The town of Willis attracted national attention around 1895 with 7 cigar factories. One plant alone employed over 100 people, who had rolled cigars from tobacco frown in the vicinity. A story is told that production of Willis, in Montgomery County, was brought to a dramatic end when Coban workers who wanted to form a union were denied the privilege and retaliated by rolling gun powder and asafetida into a batch of cigars making what were probably the first “exploding” cigars. Cigar manufacturing flourished statewide until the 1920s.

A cigar manufacturer in Round Top, Charles Schiege, built his Segar Factory in 1875, according to a news article that appeared in the La Grange Journal on Sept. 30, 1968. He continued operations until the 1930s.

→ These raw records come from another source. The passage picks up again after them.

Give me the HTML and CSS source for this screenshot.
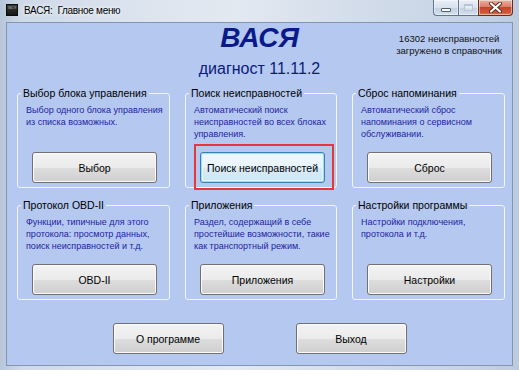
FILE: index.html
```html
<!DOCTYPE html>
<html lang="ru">
<head>
<meta charset="utf-8">
<title>ВАСЯ: Главное меню</title>
<link rel="stylesheet" href="styles.css">
</head>
<body>
<div class="window">
  <div class="titlebar">
    <div class="appicon"><span>ВАСЯ</span></div>
    <div class="title">ВАСЯ:&nbsp; Главное меню</div>
    <div class="caption">
      <div class="cb min"><span class="min-glyph"></span></div>
      <div class="cb max"><span class="max-glyph"></span></div>
      <div class="cb close">
        <svg width="13" height="11" viewBox="0 0 13 11">
          <path d="M2 1.5 L11 9.5 M11 1.5 L2 9.5" stroke="#5a2418" stroke-width="4" stroke-linecap="round"/>
          <path d="M2 1.5 L11 9.5 M11 1.5 L2 9.5" stroke="#ffffff" stroke-width="2.2" stroke-linecap="round"/>
        </svg>
      </div>
    </div>
  </div>
  <div class="client">
    <header class="head">
      <div></div>
      <div class="brand">
        <div class="logo">ВАСЯ</div>
        <div class="ver">диагност 11.11.2</div>
      </div>
      <div class="info">16302 неисправностей<br>загружено в справочник</div>
    </header>
    <div class="groups">
      <section class="group">
        <div class="legend">Выбор блока управления</div>
        <p class="desc">Выбор одного блока управления<br>из списка возможных.</p>
        <button class="btn">Выбор</button>
      </section>
      <section class="group">
        <div class="legend">Поиск неисправностей</div>
        <p class="desc">Автоматический поиск<br>неисправностей во всех блоках<br>управления.</p>
        <button class="btn focus">Поиск неисправностей</button>
      </section>
      <section class="group">
        <div class="legend">Сброс напоминания</div>
        <p class="desc">Автоматический сброс<br>напоминания о сервисном<br>обслуживании.</p>
        <button class="btn">Сброс</button>
      </section>
      <section class="group">
        <div class="legend">Протокол OBD-II</div>
        <p class="desc">Функции, типичные для этого<br>протокола: просмотр данных,<br>поиск неисправностей и т.д.</p>
        <button class="btn">OBD-II</button>
      </section>
      <section class="group">
        <div class="legend">Приложения</div>
        <p class="desc">Раздел, содержащий в себе<br>простейшие возможности, такие<br>как транспортный режим.</p>
        <button class="btn">Приложения</button>
      </section>
      <section class="group">
        <div class="legend">Настройки программы</div>
        <p class="desc">Настройки подключения,<br>протокола и т.д.</p>
        <button class="btn">Настройки</button>
      </section>
    </div>
    <div class="footer">
      <button class="btn wide">О программе</button>
      <button class="btn wide">Выход</button>
    </div>
  </div>
</div>
</body>
</html>
```
FILE: styles.css
```css
* { box-sizing: border-box; }
html, body { margin: 0; padding: 0; }
body {
  width: 519px;
  height: 370px;
  overflow: hidden;
  font-family: "Liberation Sans", Arial, sans-serif;
  background: #cdd8e7;
}
.window {
  width: 519px;
  height: 370px;
  display: flex;
  flex-direction: column;
  background: linear-gradient(90deg, #b7c6da 0%, #cfd9e7 4%, #dbe3ee 25%, #e3e9f1 45%, #d2dcea 70%, #c6d3e4 92%, #bccadd 100%);
}
.titlebar {
  height: 22px;
  flex-shrink: 0;
  display: flex;
  align-items: flex-start;
}
.appicon {
  width: 12px;
  height: 12px;
  margin: 4px 0 0 6px;
  background: linear-gradient(#3a3a3a, #161616);
  border: 1px solid #0c0c0c;
  display: flex;
  justify-content: center;
  overflow: hidden;
}
.appicon span {
  font-size: 3px;
  line-height: 4px;
  color: #9a9a9a;
  margin-top: 1px;
}
.title {
  margin: 4px 0 0 6px;
  font-size: 10px;
  line-height: 14px;
  letter-spacing: -0.3px;
  color: #000;
  text-shadow: 0 0 5px #f4f7fb, 0 0 3px #f4f7fb;
}
.caption {
  margin-left: auto;
  margin-right: 6px;
  display: flex;
  height: 16px;
}
.cb {
  height: 16px;
  border: 1px solid #63748f;
  border-top: 0;
  display: flex;
  align-items: center;
  justify-content: center;
  box-shadow: inset 0 0 0 1px rgba(255,255,255,0.45);
}
.min {
  width: 25px;
  border-right: 0;
  border-radius: 0 0 0 4px;
  background: linear-gradient(#e9eff7, #d7e1ed 50%, #c3d0e1 51%, #d4dfec);
}
.max {
  width: 20px;
  border-right: 0;
  background: linear-gradient(#e9eff7, #d7e1ed 50%, #c3d0e1 51%, #d4dfec);
}
.close {
  width: 35px;
  border-color: #6a2b22;
  border-radius: 0 0 4px 0;
  background: linear-gradient(#eab2a4, #dc7e68 45%, #c4442c 50%, #cf5a3c 85%, #e07a52 100%);
}
.min-glyph {
  width: 10px;
  height: 4px;
  margin-top: 5px;
  background: #fff;
  border: 1px solid #4f5e76;
  border-radius: 1px;
}
.max-glyph {
  width: 9px;
  height: 7px;
  border: 1px solid #b9c5d6;
  border-top-width: 2px;
  background: rgba(255,255,255,0.35);
}
.client {
  margin: 0 6px 4px;
  flex: 1;
  background: #b5c9f0;
  border: 1px solid #8195b5;
  display: flex;
  flex-direction: column;
}
.head {
  display: grid;
  grid-template-columns: 1fr auto 1fr;
}
.brand {
  display: flex;
  flex-direction: column;
  align-items: center;
}
.logo {
  font-size: 28px;
  line-height: 30px;
  font-weight: bold;
  font-style: italic;
  color: #0b1a8b;
}
.ver {
  margin-top: 7px;
  font-size: 16px;
  line-height: 18px;
  color: #0d1a7c;
}
.info {
  justify-self: end;
  margin: 10px 10px 0 0;
  text-align: center;
  font-size: 9.5px;
  line-height: 12px;
  color: #111;
}
.groups {
  display: grid;
  grid-template-columns: 153px 152px 153px;
  grid-template-rows: 95px 95px;
  column-gap: 15px;
  row-gap: 17px;
  margin: 15px 0 0 10px;
}
.group {
  border: 1px solid #f1f5fc;
  border-radius: 3px;
  padding: 0 8px;
  display: flex;
  flex-direction: column;
  min-width: 0;
}
.legend {
  align-self: flex-start;
  margin: -8px 0 0 -5px;
  padding: 0 2px;
  background: #b5c9f0;
  font-size: 10.5px;
  line-height: 14px;
  color: #000;
  white-space: nowrap;
}
.desc {
  margin: 4px 0 0;
  font-size: 9px;
  line-height: 12px;
  color: #1f22a3;
  white-space: nowrap;
}
.btn {
  margin: auto 0 4px 6px;
  width: 125px;
  height: 31px;
  padding: 0;
  border: 1px solid #707070;
  border-radius: 3px;
  background: linear-gradient(#f3f3f3 0%, #ebebeb 50%, #dddddd 51%, #cfcfcf 100%);
  box-shadow: inset 0 0 0 1px #fbfbfb;
  font-family: "Liberation Sans", Arial, sans-serif;
  font-size: 10.5px;
  color: #000;
}
.btn.focus {
  position: relative;
  border-color: #3c7fb1;
  background: linear-gradient(#f2f9fd 0%, #e6f3fb 50%, #d9ecf7 51%, #cde5f3 100%);
  box-shadow: inset 0 0 0 1px #9fdcf7, inset 0 0 0 2px #e2f5fd;
}
.btn.focus::after {
  content: "";
  position: absolute;
  top: -9px;
  left: -7px;
  right: -10px;
  bottom: -8px;
  border: 2px solid #e5383a;
}
.footer {
  display: flex;
  justify-content: center;
  gap: 72px;
  margin-top: 23px;
}
.btn.wide {
  margin: 0;
  width: 111px;
}
```
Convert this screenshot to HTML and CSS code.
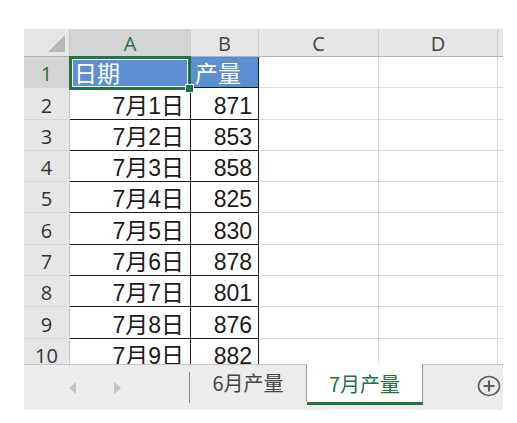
FILE: index.html
```html
<!DOCTYPE html>
<html lang="zh-CN">
<head>
<meta charset="utf-8">
<title>7月产量</title>
<link rel="stylesheet" href="styles.css">
</head>
<body>
<div class="sheet">
  <div class="grid">
    <div class="corner"><span class="tri"></span></div>
    <div class="ch sel">A</div>
    <div class="ch">B</div>
    <div class="ch">C</div>
    <div class="ch">D</div>
    <div class="ch end"></div>

    <div class="rh sel">1</div>
    <div class="c fill t b1 first">日期</div>
    <div class="c fill t b1">产量</div>
    <div class="c"></div><div class="c"></div><div class="c end"></div>

    <div class="rh">2</div><div class="c t r first">7月1日</div><div class="c t r">871</div><div class="c"></div><div class="c"></div><div class="c end"></div>
    <div class="rh">3</div><div class="c t r first">7月2日</div><div class="c t r">853</div><div class="c"></div><div class="c"></div><div class="c end"></div>
    <div class="rh">4</div><div class="c t r first">7月3日</div><div class="c t r">858</div><div class="c"></div><div class="c"></div><div class="c end"></div>
    <div class="rh">5</div><div class="c t r first">7月4日</div><div class="c t r">825</div><div class="c"></div><div class="c"></div><div class="c end"></div>
    <div class="rh">6</div><div class="c t r first">7月5日</div><div class="c t r">830</div><div class="c"></div><div class="c"></div><div class="c end"></div>
    <div class="rh">7</div><div class="c t r first">7月6日</div><div class="c t r">878</div><div class="c"></div><div class="c"></div><div class="c end"></div>
    <div class="rh">8</div><div class="c t r first">7月7日</div><div class="c t r">801</div><div class="c"></div><div class="c"></div><div class="c end"></div>
    <div class="rh">9</div><div class="c t r first">7月8日</div><div class="c t r">876</div><div class="c"></div><div class="c"></div><div class="c end"></div>
    <div class="rh">10</div><div class="c t r first">7月9日</div><div class="c t r">882</div><div class="c"></div><div class="c"></div><div class="c end"></div>

    <div class="selbox"><span class="handle"></span></div>
  </div>

  <div class="tabbar">
    <div class="nav">
      <span class="arrow left"></span>
      <span class="arrow right"></span>
    </div>
    <div class="sep"></div>
    <div class="tab">6月产量</div>
    <div class="tab active">7月产量</div>
    <div class="spacer"></div>
    <div class="add">
      <svg width="24" height="22" viewBox="0 0 24 22">
        <ellipse cx="12" cy="11" rx="10.5" ry="9.5" fill="none" stroke="#5a5a5a" stroke-width="1.6"/>
        <path d="M12 5.5v11M6.5 11h11" stroke="#5a5a5a" stroke-width="2.2" fill="none"/>
      </svg>
    </div>
  </div>
</div>
</body>
</html>
```

FILE: styles.css
```css
html, body {
  margin: 0;
  padding: 0;
  background: #ffffff;
}

.sheet {
  padding: 29px 0 0 24px;
  width: 479px;
}

.grid {
  position: relative;
  display: grid;
  grid-template-columns: 46px 121px 68px 120px 119px 6px;
  grid-template-rows: 28px repeat(10, 31.3px);
  height: 335px;
  overflow: hidden;
  font-family: "Liberation Sans", "Noto Sans CJK SC", sans-serif;
}

.corner {
  position: relative;
  background: #e6e6e6;
  border-right: 1px solid #c8c8c8;
  border-bottom: 1px solid #b4b4b4;
}

.tri {
  position: absolute;
  right: 4px;
  bottom: 4px;
  width: 0;
  height: 0;
  border-left: 17px solid transparent;
  border-bottom: 17px solid #b9b9b9;
}

.ch {
  background: #e6e6e6;
  border-right: 1px solid #cfcfcf;
  border-bottom: 1px solid #b4b4b4;
  display: flex;
  align-items: center;
  justify-content: center;
  font-family: "Open Sans", "Noto Sans", sans-serif;
  font-size: 20px;
  line-height: 1;
  color: #444444;
  padding-top: 2px;
  box-sizing: border-box;
}

.ch.sel {
  background: #d4d4d4;
  color: #217346;
}

.ch.end {
  border-right: none;
}

.rh {
  background: #e6e6e6;
  border-right: 1px solid #c8c8c8;
  border-bottom: 1px solid #d6d6d6;
  display: flex;
  align-items: flex-end;
  justify-content: center;
  padding-bottom: 3px;
  box-sizing: border-box;
  font-family: "Open Sans", "Noto Sans", sans-serif;
  font-size: 20px;
  line-height: 1;
  color: #333333;
}

.rh.sel {
  background: #d4d4d4;
  color: #217346;
}

.c {
  border-right: 1px solid #d9d9d9;
  border-bottom: 1px solid #d9d9d9;
  box-sizing: border-box;
  display: flex;
  align-items: flex-end;
  padding: 0 6px 1px 4px;
  font-size: 23px;
  line-height: 1;
  color: #1a1a1a;
  white-space: nowrap;
  overflow: hidden;
}

.c.end {
  border-right: none;
}

.c.t {
  border-right: 1px solid #1a1a1a;
  border-bottom: 1px solid #1a1a1a;
}

.c.r {
  justify-content: flex-end;
}

.c.fill {
  background: #5b8fd1;
  color: #ffffff;
  padding-left: 4px;
}

.selbox {
  position: absolute;
  left: 45px;
  top: 27px;
  width: 122px;
  height: 34px;
  box-sizing: border-box;
  border: 3px solid #217346;
  box-shadow: inset 0 0 0 1px #ffffff;
  pointer-events: none;
}

.handle {
  position: absolute;
  right: -6px;
  bottom: -6px;
  width: 7px;
  height: 7px;
  background: #217346;
  border: 1px solid #ffffff;
}

.tabbar {
  display: flex;
  align-items: stretch;
  height: 46px;
  background: #ececec;
  border-top: 1px solid #c6c6c6;
  box-sizing: border-box;
  font-family: "Noto Sans CJK SC", sans-serif;
  font-size: 20px;
  color: #444444;
}

.nav {
  width: 165px;
  display: flex;
  align-items: center;
  padding-left: 45px;
  gap: 38px;
  box-sizing: border-box;
}

.arrow {
  width: 0;
  height: 0;
  border-top: 6px solid transparent;
  border-bottom: 6px solid transparent;
}

.arrow.left {
  border-right: 7px solid #c4c4c4;
}

.arrow.right {
  border-left: 7px solid #c4c4c4;
}

.sep {
  width: 1px;
  margin: 7px 0 7px 0;
  background: #8a8a8a;
}

.tab {
  width: 117px;
  display: flex;
  align-items: center;
  justify-content: center;
  padding-bottom: 2px;
  box-sizing: border-box;
  border-right: 1px solid #9a9a9a;
  margin-bottom: 8px;
}

.tab.active {
  width: 116px;
  background: #ffffff;
  color: #217346;
  margin-top: -1px;
  border-bottom: 3px solid #217346;
  margin-bottom: 5px;
  padding-bottom: 0;
}

.spacer {
  flex: 1;
}

.add {
  display: flex;
  align-items: center;
  padding-right: 2px;
  padding-bottom: 3px;
}
```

In 1932, special 50th anniversary boxes of “Boss” Cigars were put out by the Schiege Cigar Factory. The wooden boxes had the words “light, mild” in Spanish stamped on the side. The boxes carried the dates 1882 – 1932 on them.

Charles Schiege was also a cabinet maker and a justice-of-the-peace. His old factory building is still standing in Round Top. It is the only original building of the cigar manufacturing era in Texas that is still standing.

During the years the factory operated, tobacco grown in the area and tobacco brought in from Missouri and Ohio was hand-rolled into cigars and distributed to areas like San Antonio. Houston and Austin. Schiege’s products carried the names of “Texas Star”, “Great Sport” and “LaRosa Supreme” and the popular “Boss.”

H.E. Von Rosenburg and Henry Bahr, Jr. were also cigar makers in Round Top. There were 8 or 9 others within a 20 mile radius of R.T. who were also in the cigar business. The old factory building was owned by Mrs. Charles Bybee. It was restored the 1960’s by Mrs. Hazel Ledbetter.

Were it not for the old building, and relics kept by Schiege family members and others, most of us would probably never know that years ago tobacco was grown commercially and cigars were manufactured here in Fayette County.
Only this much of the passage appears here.